As years went on, I read what I could about Stan Lee, how the artists complained that he took much of the credit for the characters they created, that he was too much of a showboat. They may have a point. They’d do well to remember though, that the reason I knew their names was that Stan Lee, the editor-in-chief, put credits in the comics to begin with. It wasn’t just self-promotion.

However you divide the creative pie, if Stan Lee is more John Lennon than Bruce Springsteen, it doesn’t matter.  Stan’s work, with his colleagues, in the 1960s was one of the greatest creative runs in the 20th century, reinventing what a superhero was, not just tights and muscles, but flawed characters less comfortable in their skins than in their costumes.  His work revitalized an industry and created a mythology that filled our youths with adventure and continues to shape the cinemas today.

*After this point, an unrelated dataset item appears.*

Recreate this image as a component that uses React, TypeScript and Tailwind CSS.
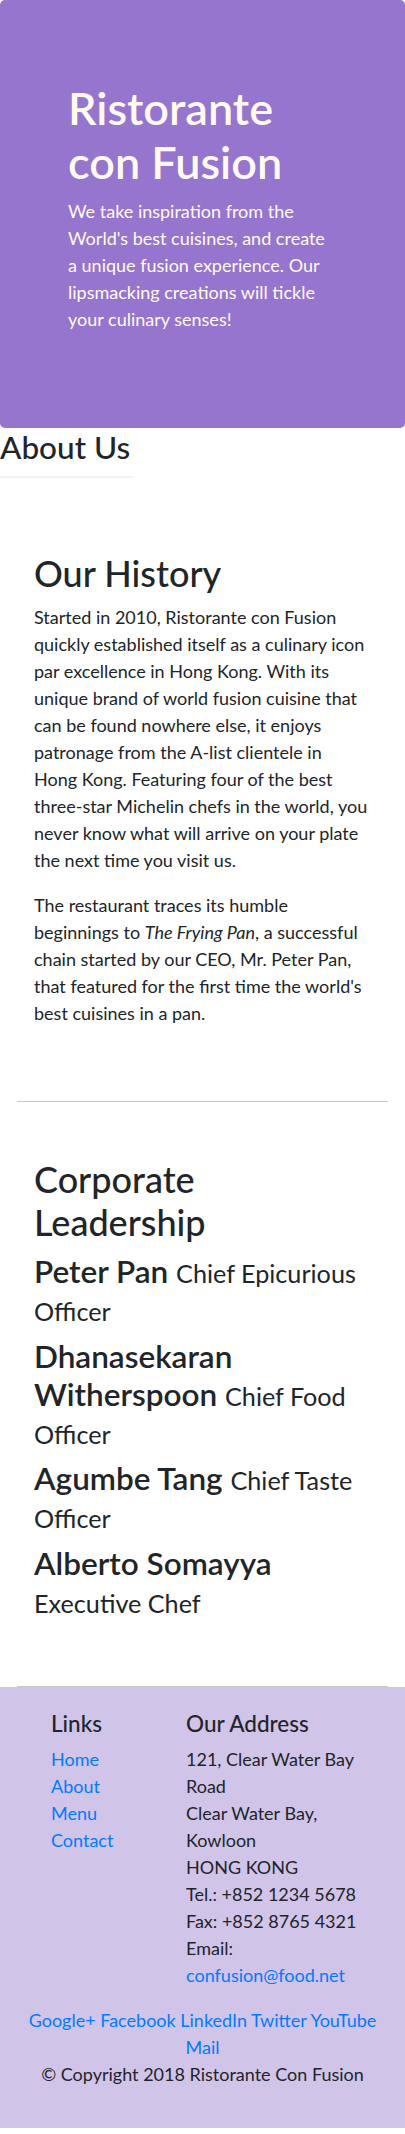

The next time I meet Stan Lee I am with my sons, Shane and Curtis. We are paying $100 to have our picture taken with Stan Lee. Shane, 14, is dressed as Captain America, Curtis, 12, as the Black Panther. As we wait in an impossibly long line at Fan Expo, I wonder how much of this industry would be here without Stan Lee.  He permeates all manner of media, and it’s reflected in the differing reasons my boys and I are excited to meet him. I know him for his writing, Shane for his movie cameos and Curtis as a playable character in the Lego Marvel video game.

When we get our turn for the picture, Stan is sitting in a tall director’s chair. I think he’s wearing the same green sweater from our last meeting.  We drop our bags and rush in for the picture. No time to shake hands. I mumble something about being inspired by his writing, and as we are hurried away Shane yells “I love your cameos.” Stan yells “Ah thanks.”  There’s no way we are with him for even 15 seconds.   On the way out they give us our picture and sell us a frame.

I’ll always appreciate the work and the legend of Stan Lee. I’m happy to have met him twice, even briefly. The first was a payoff for my years of fandom, the second a payout that reinforced that Stan Lee’s success was as much commerce as it was creativity.

The signed comic and the picture are both framed on the wall.

Thanks for the great entertainment Stan. Excelsior!